» What you need to do:
Leave out any picture and return the remaining listing below exactly as given.

++++++

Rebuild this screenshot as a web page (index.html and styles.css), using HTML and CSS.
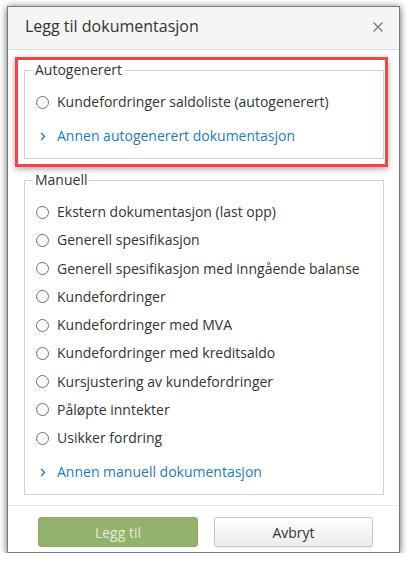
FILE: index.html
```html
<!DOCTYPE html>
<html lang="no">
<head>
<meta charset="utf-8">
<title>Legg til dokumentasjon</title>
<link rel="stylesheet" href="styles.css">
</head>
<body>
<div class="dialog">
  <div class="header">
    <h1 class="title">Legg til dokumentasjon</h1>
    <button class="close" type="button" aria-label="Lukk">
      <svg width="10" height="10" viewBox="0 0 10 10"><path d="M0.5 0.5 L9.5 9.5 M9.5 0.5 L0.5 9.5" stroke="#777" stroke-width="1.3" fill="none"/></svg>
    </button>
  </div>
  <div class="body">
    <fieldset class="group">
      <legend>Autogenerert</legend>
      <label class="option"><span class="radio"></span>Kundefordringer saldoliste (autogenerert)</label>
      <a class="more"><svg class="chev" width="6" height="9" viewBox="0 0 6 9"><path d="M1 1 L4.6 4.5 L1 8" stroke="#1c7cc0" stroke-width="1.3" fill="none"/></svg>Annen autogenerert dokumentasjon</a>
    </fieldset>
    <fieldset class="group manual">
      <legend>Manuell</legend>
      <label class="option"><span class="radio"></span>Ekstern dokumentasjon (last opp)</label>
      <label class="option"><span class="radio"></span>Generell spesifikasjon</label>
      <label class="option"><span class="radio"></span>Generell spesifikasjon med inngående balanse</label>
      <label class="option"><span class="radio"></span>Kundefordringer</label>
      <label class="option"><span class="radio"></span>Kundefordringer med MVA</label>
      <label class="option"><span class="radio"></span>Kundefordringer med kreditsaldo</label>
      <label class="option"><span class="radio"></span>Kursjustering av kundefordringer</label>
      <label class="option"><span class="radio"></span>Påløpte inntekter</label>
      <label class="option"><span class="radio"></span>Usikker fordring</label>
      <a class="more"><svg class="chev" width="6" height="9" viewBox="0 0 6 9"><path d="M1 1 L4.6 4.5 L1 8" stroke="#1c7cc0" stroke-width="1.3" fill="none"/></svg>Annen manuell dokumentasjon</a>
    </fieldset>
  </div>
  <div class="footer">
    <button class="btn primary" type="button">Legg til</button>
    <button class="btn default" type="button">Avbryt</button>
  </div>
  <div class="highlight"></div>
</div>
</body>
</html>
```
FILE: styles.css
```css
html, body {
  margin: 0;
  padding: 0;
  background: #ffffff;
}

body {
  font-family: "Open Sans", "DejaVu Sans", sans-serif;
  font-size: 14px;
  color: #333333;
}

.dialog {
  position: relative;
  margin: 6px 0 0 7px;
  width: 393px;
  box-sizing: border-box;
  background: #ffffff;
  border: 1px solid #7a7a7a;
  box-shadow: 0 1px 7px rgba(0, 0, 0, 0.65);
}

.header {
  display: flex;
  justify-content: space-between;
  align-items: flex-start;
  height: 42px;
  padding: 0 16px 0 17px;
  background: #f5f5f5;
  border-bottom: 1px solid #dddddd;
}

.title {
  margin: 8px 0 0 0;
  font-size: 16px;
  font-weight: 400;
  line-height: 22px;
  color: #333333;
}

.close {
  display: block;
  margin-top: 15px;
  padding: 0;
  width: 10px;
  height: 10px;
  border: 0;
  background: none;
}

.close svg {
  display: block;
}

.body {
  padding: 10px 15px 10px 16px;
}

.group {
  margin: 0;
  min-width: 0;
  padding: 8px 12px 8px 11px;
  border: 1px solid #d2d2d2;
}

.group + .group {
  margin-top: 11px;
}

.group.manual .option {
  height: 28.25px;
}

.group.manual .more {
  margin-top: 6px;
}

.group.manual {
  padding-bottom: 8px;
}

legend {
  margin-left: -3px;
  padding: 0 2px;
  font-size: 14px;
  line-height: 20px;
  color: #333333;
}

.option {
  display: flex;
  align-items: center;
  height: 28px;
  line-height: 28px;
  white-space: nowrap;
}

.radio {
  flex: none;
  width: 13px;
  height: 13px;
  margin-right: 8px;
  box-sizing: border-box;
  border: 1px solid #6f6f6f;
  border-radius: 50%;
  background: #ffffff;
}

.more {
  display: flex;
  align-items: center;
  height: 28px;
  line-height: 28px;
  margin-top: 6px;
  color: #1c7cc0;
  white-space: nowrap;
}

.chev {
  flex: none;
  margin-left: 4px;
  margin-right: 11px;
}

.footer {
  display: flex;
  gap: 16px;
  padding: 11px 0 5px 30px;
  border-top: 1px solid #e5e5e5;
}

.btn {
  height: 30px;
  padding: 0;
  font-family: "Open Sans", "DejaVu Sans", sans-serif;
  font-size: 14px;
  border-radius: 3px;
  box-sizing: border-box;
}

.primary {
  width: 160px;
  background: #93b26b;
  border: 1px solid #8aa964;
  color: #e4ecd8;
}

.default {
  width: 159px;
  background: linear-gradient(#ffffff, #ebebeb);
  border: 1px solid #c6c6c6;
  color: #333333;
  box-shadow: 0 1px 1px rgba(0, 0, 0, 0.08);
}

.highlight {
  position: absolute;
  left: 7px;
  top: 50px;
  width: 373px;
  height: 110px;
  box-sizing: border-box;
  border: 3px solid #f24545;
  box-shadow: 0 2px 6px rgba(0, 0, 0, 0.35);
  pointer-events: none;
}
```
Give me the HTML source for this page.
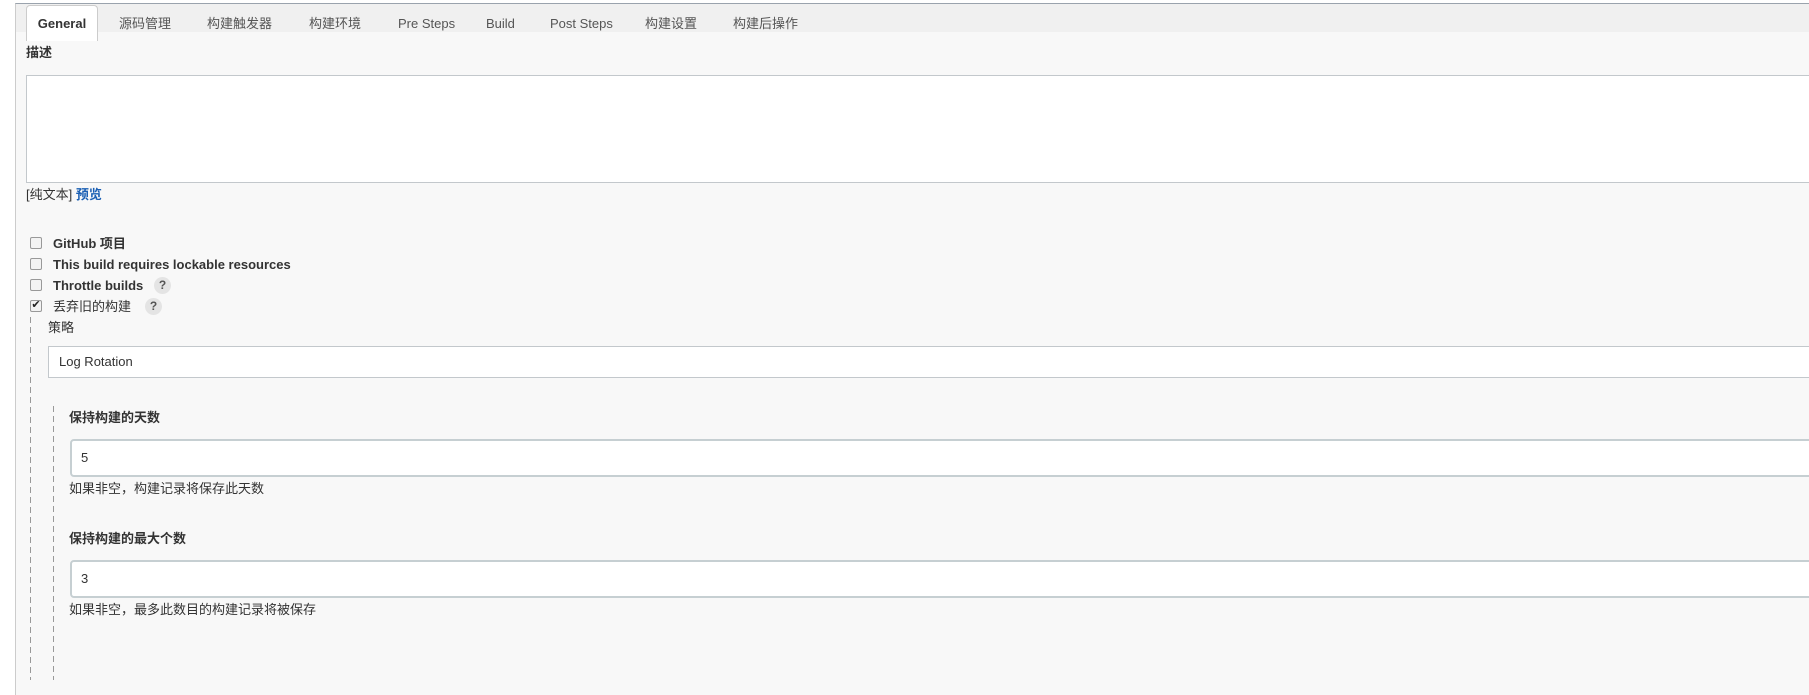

++++++

» Response to this task:
Rebuild this screenshot as a web page (index.html and styles.css), using HTML and CSS.
FILE: index.html
```html
<!DOCTYPE html>
<html lang="no">
<head>
<meta charset="utf-8">
<title>Legg til dokumentasjon</title>
<link rel="stylesheet" href="styles.css">
</head>
<body>
<div class="dialog">
  <div class="header">
    <h1 class="title">Legg til dokumentasjon</h1>
    <button class="close" type="button" aria-label="Lukk">
      <svg width="10" height="10" viewBox="0 0 10 10"><path d="M0.5 0.5 L9.5 9.5 M9.5 0.5 L0.5 9.5" stroke="#777" stroke-width="1.3" fill="none"/></svg>
    </button>
  </div>
  <div class="body">
    <fieldset class="group">
      <legend>Autogenerert</legend>
      <label class="option"><span class="radio"></span>Kundefordringer saldoliste (autogenerert)</label>
      <a class="more"><svg class="chev" width="6" height="9" viewBox="0 0 6 9"><path d="M1 1 L4.6 4.5 L1 8" stroke="#1c7cc0" stroke-width="1.3" fill="none"/></svg>Annen autogenerert dokumentasjon</a>
    </fieldset>
    <fieldset class="group manual">
      <legend>Manuell</legend>
      <label class="option"><span class="radio"></span>Ekstern dokumentasjon (last opp)</label>
      <label class="option"><span class="radio"></span>Generell spesifikasjon</label>
      <label class="option"><span class="radio"></span>Generell spesifikasjon med inngående balanse</label>
      <label class="option"><span class="radio"></span>Kundefordringer</label>
      <label class="option"><span class="radio"></span>Kundefordringer med MVA</label>
      <label class="option"><span class="radio"></span>Kundefordringer med kreditsaldo</label>
      <label class="option"><span class="radio"></span>Kursjustering av kundefordringer</label>
      <label class="option"><span class="radio"></span>Påløpte inntekter</label>
      <label class="option"><span class="radio"></span>Usikker fordring</label>
      <a class="more"><svg class="chev" width="6" height="9" viewBox="0 0 6 9"><path d="M1 1 L4.6 4.5 L1 8" stroke="#1c7cc0" stroke-width="1.3" fill="none"/></svg>Annen manuell dokumentasjon</a>
    </fieldset>
  </div>
  <div class="footer">
    <button class="btn primary" type="button">Legg til</button>
    <button class="btn default" type="button">Avbryt</button>
  </div>
  <div class="highlight"></div>
</div>
</body>
</html>
```
FILE: styles.css
```css
html, body {
  margin: 0;
  padding: 0;
  background: #ffffff;
}

body {
  font-family: "Open Sans", "DejaVu Sans", sans-serif;
  font-size: 14px;
  color: #333333;
}

.dialog {
  position: relative;
  margin: 6px 0 0 7px;
  width: 393px;
  box-sizing: border-box;
  background: #ffffff;
  border: 1px solid #7a7a7a;
  box-shadow: 0 1px 7px rgba(0, 0, 0, 0.65);
}

.header {
  display: flex;
  justify-content: space-between;
  align-items: flex-start;
  height: 42px;
  padding: 0 16px 0 17px;
  background: #f5f5f5;
  border-bottom: 1px solid #dddddd;
}

.title {
  margin: 8px 0 0 0;
  font-size: 16px;
  font-weight: 400;
  line-height: 22px;
  color: #333333;
}

.close {
  display: block;
  margin-top: 15px;
  padding: 0;
  width: 10px;
  height: 10px;
  border: 0;
  background: none;
}

.close svg {
  display: block;
}

.body {
  padding: 10px 15px 10px 16px;
}

.group {
  margin: 0;
  min-width: 0;
  padding: 8px 12px 8px 11px;
  border: 1px solid #d2d2d2;
}

.group + .group {
  margin-top: 11px;
}

.group.manual .option {
  height: 28.25px;
}

.group.manual .more {
  margin-top: 6px;
}

.group.manual {
  padding-bottom: 8px;
}

legend {
  margin-left: -3px;
  padding: 0 2px;
  font-size: 14px;
  line-height: 20px;
  color: #333333;
}

.option {
  display: flex;
  align-items: center;
  height: 28px;
  line-height: 28px;
  white-space: nowrap;
}

.radio {
  flex: none;
  width: 13px;
  height: 13px;
  margin-right: 8px;
  box-sizing: border-box;
  border: 1px solid #6f6f6f;
  border-radius: 50%;
  background: #ffffff;
}

.more {
  display: flex;
  align-items: center;
  height: 28px;
  line-height: 28px;
  margin-top: 6px;
  color: #1c7cc0;
  white-space: nowrap;
}

.chev {
  flex: none;
  margin-left: 4px;
  margin-right: 11px;
}

.footer {
  display: flex;
  gap: 16px;
  padding: 11px 0 5px 30px;
  border-top: 1px solid #e5e5e5;
}

.btn {
  height: 30px;
  padding: 0;
  font-family: "Open Sans", "DejaVu Sans", sans-serif;
  font-size: 14px;
  border-radius: 3px;
  box-sizing: border-box;
}

.primary {
  width: 160px;
  background: #93b26b;
  border: 1px solid #8aa964;
  color: #e4ecd8;
}

.default {
  width: 159px;
  background: linear-gradient(#ffffff, #ebebeb);
  border: 1px solid #c6c6c6;
  color: #333333;
  box-shadow: 0 1px 1px rgba(0, 0, 0, 0.08);
}

.highlight {
  position: absolute;
  left: 7px;
  top: 50px;
  width: 373px;
  height: 110px;
  box-sizing: border-box;
  border: 3px solid #f24545;
  box-shadow: 0 2px 6px rgba(0, 0, 0, 0.35);
  pointer-events: none;
}
```
Give me the HTML source for this page.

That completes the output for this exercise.